Reputation: 231
I want to calculate condition mutual information in R and I used package called infotheo.
I used two ways to calculate I(X;Y1,Y2|Z). First is to use the following code,
condinformation(X$industry,cbind(X$ethnicity,X$education),S=X$gender, method="emp")
[1] -1.523344
And as I think the mutual information can be decomposed to two entropies: I(X;Y1,Y2|Z)=H(X|Z)-H(X|Z,Y1,Y2), I used the following codes,
hhh<-condentropy(X$industry, Y=X$gender, method="emp")

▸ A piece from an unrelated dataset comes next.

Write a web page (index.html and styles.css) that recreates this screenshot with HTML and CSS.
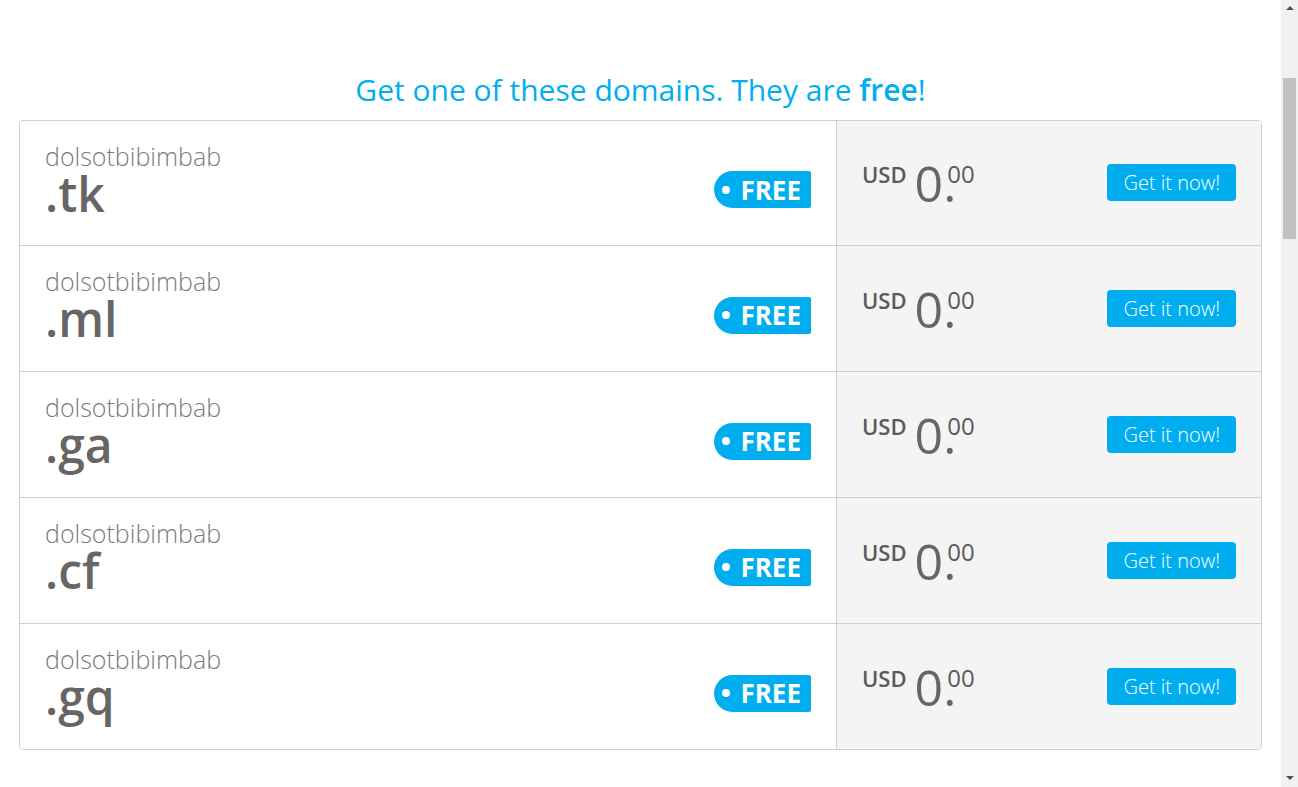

hhh1<-condentropy(X$industry,Y=cbind(X$gender,X$ethnicity,X$education))
hhh-hhh1
[1] 0.1483363
I am wondering why these two gave me different results?
Upvotes: 0
Views: 1545
Reputation: 9506
The two methods are different estimators and thus give different results, just like the following two estimators for the variance of the sum of random variables a and b give different results:
> a <- rnorm(100)
> b <- rnorm(100)
> var(a+b)-(var(a)+var(b))
[1] 0.5219229
Not sure which estimator is better in your case, but I would guess the first one. You could do some simulations from your model to get an better idea.
Upvotes: 2